- [Task goal]
Return a copy of each line that holds the string "Convert".

_____

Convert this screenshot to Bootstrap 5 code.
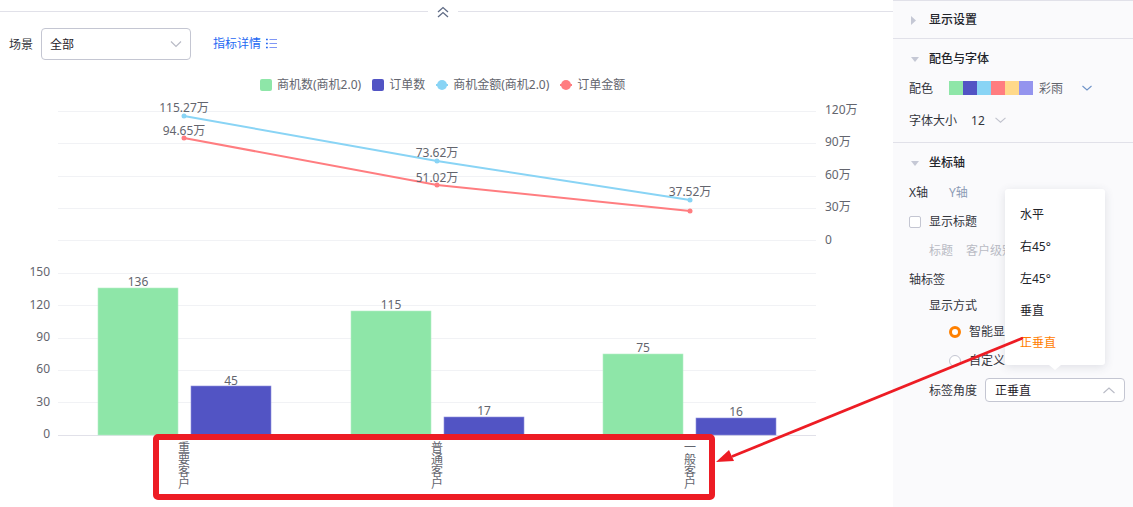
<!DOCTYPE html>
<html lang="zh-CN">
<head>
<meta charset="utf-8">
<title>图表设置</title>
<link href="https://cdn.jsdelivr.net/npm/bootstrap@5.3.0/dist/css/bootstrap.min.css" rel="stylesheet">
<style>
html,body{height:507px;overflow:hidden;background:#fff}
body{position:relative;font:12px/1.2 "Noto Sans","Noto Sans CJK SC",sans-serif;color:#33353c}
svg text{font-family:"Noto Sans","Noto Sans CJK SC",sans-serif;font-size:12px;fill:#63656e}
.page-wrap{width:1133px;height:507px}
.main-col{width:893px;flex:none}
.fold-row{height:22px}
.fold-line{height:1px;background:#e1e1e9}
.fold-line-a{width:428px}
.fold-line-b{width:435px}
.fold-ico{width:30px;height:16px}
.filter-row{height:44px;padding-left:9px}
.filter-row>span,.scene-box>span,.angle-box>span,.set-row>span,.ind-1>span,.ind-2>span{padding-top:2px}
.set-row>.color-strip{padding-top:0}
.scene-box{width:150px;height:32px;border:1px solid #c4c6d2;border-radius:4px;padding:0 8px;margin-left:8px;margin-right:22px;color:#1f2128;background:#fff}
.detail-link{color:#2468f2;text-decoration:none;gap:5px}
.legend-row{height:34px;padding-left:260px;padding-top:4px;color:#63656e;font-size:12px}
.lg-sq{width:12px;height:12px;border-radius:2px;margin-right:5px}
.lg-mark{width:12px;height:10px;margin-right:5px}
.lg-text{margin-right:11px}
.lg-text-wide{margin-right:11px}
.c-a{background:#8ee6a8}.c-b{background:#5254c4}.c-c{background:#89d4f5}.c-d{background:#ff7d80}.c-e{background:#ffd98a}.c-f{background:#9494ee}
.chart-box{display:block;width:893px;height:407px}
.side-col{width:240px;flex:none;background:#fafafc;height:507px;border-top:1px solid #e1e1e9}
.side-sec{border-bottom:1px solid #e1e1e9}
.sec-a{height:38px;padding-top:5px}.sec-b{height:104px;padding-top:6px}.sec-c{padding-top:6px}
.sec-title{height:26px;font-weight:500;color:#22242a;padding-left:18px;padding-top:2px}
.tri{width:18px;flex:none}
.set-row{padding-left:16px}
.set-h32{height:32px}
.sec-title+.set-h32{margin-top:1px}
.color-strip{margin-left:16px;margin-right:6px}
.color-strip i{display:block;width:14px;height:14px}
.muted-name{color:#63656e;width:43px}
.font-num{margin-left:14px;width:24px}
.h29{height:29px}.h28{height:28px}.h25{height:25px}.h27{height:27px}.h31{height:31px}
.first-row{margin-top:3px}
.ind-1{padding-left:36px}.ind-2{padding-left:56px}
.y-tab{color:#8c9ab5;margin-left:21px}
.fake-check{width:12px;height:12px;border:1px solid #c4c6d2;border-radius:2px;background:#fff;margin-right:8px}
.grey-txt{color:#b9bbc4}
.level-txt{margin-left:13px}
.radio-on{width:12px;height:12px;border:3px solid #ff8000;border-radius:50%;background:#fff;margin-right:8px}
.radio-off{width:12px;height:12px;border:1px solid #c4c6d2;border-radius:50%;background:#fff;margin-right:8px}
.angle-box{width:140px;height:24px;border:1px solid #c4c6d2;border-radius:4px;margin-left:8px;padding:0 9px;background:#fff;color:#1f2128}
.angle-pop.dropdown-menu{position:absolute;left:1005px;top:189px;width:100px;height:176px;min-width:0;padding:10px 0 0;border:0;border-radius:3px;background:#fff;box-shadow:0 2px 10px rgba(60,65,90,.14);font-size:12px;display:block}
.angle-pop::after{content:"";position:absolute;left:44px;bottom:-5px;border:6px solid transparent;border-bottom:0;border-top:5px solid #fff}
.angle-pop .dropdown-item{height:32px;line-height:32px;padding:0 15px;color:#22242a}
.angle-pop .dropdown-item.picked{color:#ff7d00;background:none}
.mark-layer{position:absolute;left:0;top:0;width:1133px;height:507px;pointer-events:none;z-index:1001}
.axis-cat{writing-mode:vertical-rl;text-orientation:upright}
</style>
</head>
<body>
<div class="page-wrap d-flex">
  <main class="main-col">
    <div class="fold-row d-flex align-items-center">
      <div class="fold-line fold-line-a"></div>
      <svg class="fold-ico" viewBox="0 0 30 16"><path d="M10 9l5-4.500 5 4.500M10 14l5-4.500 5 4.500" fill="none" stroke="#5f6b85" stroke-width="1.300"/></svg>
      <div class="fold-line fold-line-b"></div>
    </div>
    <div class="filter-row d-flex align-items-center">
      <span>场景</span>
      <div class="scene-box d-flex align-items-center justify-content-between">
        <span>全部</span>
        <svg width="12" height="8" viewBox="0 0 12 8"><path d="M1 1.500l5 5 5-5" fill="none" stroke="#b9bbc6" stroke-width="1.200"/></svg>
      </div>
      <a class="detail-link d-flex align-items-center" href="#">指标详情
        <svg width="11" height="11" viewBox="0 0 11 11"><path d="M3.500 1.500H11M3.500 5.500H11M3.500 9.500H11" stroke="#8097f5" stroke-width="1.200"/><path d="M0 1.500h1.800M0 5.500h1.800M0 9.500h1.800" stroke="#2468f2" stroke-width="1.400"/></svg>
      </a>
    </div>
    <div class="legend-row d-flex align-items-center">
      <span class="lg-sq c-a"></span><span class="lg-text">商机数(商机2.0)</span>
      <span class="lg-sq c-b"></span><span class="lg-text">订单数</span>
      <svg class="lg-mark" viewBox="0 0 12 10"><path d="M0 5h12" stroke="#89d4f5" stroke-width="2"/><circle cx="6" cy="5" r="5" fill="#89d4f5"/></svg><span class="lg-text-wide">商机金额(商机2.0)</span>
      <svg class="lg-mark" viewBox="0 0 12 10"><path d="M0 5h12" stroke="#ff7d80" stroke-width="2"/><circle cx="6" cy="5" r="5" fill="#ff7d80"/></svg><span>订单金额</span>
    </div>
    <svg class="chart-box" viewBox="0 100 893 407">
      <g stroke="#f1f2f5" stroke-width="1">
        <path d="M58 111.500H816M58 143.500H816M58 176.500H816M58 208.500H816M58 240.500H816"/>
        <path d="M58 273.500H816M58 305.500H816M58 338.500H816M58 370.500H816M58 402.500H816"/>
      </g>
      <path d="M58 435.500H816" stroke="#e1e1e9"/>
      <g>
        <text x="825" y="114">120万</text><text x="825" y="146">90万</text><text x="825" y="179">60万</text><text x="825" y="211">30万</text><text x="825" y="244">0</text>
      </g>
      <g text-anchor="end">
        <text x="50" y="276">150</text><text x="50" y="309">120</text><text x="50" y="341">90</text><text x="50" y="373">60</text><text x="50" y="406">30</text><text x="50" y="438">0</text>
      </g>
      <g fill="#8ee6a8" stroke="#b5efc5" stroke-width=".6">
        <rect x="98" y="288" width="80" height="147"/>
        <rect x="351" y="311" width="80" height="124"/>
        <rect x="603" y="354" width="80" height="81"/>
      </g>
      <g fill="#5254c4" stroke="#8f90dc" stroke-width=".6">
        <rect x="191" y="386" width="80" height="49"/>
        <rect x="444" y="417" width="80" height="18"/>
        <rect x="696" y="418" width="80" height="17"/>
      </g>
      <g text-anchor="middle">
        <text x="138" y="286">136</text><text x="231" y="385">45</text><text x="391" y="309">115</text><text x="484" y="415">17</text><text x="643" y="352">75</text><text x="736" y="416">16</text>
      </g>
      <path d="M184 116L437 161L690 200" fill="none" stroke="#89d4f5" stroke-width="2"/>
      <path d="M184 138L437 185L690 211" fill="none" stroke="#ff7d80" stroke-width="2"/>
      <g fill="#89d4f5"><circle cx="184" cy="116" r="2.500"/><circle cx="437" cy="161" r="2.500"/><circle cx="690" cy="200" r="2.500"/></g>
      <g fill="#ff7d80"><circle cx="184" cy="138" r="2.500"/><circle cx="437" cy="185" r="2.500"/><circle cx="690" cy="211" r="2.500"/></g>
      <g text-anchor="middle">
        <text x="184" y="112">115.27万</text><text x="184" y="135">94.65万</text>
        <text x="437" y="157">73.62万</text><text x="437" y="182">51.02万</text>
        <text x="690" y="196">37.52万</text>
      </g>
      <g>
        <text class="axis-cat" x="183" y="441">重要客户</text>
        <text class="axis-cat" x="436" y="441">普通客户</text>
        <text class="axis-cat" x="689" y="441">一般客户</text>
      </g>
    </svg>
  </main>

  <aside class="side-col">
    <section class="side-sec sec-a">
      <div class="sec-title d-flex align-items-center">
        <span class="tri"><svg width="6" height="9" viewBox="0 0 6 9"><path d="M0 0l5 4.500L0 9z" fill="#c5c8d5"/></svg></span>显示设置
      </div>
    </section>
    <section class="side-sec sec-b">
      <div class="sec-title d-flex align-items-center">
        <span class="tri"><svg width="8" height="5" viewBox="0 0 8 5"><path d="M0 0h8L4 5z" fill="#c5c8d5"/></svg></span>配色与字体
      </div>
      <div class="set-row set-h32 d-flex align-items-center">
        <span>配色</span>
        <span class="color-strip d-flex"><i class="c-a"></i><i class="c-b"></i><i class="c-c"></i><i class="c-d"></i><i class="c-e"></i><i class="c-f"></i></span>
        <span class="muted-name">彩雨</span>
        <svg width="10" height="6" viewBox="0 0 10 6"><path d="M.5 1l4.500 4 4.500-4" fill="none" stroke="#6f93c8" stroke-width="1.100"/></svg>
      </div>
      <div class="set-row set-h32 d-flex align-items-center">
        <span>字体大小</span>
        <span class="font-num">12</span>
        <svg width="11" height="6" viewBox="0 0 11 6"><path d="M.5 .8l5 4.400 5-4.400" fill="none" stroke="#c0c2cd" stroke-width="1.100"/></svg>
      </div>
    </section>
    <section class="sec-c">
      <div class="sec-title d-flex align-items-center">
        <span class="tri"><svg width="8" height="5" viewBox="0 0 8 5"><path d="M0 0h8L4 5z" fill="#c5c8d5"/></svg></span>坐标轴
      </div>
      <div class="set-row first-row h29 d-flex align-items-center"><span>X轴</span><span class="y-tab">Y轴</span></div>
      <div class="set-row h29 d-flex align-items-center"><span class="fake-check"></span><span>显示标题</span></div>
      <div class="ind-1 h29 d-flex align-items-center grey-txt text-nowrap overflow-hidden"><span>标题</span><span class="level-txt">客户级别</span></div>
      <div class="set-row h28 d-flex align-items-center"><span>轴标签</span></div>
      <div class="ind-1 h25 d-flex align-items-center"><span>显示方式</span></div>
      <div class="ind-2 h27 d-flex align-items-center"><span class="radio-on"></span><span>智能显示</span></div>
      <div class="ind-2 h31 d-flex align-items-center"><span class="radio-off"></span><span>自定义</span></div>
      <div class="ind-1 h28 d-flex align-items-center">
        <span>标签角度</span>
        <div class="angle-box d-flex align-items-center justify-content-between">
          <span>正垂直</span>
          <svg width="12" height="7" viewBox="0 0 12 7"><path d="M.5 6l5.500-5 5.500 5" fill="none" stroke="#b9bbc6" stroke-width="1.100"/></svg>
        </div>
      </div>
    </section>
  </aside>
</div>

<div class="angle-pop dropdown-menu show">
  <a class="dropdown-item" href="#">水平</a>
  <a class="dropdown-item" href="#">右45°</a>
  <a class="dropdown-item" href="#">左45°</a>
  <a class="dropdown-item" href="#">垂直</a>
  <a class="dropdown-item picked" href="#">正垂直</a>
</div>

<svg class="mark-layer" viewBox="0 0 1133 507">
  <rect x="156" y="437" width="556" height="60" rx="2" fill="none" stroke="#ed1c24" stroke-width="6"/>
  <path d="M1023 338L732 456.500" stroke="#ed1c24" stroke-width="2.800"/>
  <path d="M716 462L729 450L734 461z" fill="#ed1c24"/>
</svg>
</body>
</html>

_____

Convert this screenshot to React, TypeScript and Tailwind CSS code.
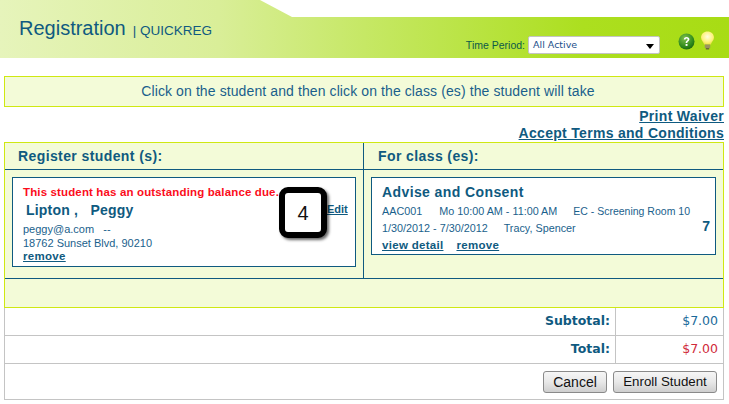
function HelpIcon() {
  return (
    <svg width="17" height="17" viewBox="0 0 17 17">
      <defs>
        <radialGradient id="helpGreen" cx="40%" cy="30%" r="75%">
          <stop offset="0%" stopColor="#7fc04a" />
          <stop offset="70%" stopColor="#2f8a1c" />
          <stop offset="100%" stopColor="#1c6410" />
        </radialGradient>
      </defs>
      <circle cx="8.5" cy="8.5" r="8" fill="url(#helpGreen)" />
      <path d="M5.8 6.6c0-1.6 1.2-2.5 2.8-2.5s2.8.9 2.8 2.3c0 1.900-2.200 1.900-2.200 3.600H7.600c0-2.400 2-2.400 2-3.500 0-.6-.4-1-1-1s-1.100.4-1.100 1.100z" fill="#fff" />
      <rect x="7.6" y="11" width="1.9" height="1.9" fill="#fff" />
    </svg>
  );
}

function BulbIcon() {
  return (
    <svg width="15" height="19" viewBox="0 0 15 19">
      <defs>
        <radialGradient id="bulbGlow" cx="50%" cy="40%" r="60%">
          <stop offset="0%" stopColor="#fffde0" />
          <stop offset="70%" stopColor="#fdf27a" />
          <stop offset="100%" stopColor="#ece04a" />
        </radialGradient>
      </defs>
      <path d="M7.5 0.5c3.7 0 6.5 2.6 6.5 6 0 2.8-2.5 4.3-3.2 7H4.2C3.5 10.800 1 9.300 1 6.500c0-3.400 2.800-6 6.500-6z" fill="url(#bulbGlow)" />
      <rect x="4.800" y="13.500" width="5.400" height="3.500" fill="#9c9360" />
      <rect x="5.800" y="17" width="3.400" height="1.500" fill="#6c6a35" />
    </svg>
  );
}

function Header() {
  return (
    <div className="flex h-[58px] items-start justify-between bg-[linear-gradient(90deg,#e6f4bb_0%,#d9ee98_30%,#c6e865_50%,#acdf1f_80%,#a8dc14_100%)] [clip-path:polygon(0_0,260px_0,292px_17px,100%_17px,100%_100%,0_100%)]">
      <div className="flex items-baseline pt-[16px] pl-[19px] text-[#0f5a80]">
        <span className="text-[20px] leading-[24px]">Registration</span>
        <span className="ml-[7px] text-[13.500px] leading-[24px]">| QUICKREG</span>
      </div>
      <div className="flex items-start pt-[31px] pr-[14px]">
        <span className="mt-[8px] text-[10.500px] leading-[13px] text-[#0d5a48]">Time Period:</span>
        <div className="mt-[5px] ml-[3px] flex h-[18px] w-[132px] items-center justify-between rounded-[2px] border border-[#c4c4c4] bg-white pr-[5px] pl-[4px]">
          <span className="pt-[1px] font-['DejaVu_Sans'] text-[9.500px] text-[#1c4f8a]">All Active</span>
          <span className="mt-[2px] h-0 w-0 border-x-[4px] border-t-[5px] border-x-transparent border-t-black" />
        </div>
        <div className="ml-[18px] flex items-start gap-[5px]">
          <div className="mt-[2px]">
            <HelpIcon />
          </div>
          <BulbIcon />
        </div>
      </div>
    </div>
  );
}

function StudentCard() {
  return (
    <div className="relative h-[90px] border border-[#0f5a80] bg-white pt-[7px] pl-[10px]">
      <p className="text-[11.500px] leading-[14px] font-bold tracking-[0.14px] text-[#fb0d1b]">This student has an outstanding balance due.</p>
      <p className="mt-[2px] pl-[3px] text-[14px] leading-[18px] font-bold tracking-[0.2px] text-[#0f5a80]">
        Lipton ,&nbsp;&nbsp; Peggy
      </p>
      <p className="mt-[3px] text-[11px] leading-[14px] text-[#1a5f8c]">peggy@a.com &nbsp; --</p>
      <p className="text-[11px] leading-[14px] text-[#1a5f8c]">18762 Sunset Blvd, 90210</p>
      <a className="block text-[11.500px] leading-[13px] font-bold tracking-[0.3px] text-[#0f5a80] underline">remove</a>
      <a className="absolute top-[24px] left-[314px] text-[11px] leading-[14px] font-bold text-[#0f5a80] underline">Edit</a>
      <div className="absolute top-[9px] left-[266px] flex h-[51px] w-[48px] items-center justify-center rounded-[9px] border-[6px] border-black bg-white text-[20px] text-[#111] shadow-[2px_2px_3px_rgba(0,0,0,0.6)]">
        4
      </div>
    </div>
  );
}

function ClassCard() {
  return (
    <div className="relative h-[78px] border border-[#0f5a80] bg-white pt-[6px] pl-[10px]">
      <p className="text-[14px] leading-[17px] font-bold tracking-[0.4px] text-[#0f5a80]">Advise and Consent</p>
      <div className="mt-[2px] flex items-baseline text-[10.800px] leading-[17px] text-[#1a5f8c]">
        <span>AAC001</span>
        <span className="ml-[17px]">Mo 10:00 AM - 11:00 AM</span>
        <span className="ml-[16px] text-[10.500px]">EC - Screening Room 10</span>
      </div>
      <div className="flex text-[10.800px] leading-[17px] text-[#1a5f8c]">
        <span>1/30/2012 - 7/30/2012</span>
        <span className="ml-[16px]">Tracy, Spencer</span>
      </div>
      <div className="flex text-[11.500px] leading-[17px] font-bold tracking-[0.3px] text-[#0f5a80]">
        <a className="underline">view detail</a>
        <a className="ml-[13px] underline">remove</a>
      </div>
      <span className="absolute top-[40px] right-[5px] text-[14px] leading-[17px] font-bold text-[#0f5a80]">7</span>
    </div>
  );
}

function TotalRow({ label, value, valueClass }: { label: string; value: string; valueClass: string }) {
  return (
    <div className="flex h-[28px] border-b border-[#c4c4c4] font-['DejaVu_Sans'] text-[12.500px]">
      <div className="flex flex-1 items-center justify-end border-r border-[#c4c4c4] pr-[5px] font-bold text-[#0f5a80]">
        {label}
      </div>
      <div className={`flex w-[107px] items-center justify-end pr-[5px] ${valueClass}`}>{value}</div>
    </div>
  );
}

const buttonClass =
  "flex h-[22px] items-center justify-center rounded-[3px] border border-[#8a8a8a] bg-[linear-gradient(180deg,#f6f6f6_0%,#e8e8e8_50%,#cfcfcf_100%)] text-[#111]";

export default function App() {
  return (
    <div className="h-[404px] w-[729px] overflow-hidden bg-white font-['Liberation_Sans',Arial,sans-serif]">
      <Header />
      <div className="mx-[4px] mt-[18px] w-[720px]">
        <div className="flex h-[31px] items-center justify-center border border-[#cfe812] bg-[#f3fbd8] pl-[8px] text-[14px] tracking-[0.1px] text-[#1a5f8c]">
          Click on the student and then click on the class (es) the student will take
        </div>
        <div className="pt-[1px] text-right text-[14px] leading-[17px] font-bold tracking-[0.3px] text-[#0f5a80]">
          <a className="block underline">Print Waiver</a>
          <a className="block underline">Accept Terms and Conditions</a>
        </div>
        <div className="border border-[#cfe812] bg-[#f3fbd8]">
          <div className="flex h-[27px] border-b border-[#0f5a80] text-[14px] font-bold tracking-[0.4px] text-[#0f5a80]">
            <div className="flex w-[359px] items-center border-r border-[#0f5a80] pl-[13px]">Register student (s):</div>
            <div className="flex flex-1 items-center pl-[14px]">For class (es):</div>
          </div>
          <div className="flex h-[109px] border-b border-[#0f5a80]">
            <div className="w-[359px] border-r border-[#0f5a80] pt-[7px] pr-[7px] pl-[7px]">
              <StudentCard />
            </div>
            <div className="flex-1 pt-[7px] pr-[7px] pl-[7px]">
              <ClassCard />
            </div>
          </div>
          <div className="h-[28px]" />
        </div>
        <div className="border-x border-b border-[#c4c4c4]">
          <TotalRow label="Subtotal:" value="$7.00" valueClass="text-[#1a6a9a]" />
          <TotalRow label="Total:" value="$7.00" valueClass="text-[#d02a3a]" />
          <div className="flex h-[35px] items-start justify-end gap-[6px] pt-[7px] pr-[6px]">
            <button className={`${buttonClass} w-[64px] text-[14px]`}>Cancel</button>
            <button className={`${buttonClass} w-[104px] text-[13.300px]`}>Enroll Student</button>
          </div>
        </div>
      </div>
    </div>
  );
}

_____

- [Exercise solution]
Convert this screenshot to Bootstrap 5 code.
Convert this screenshot to React, TypeScript and Tailwind CSS code.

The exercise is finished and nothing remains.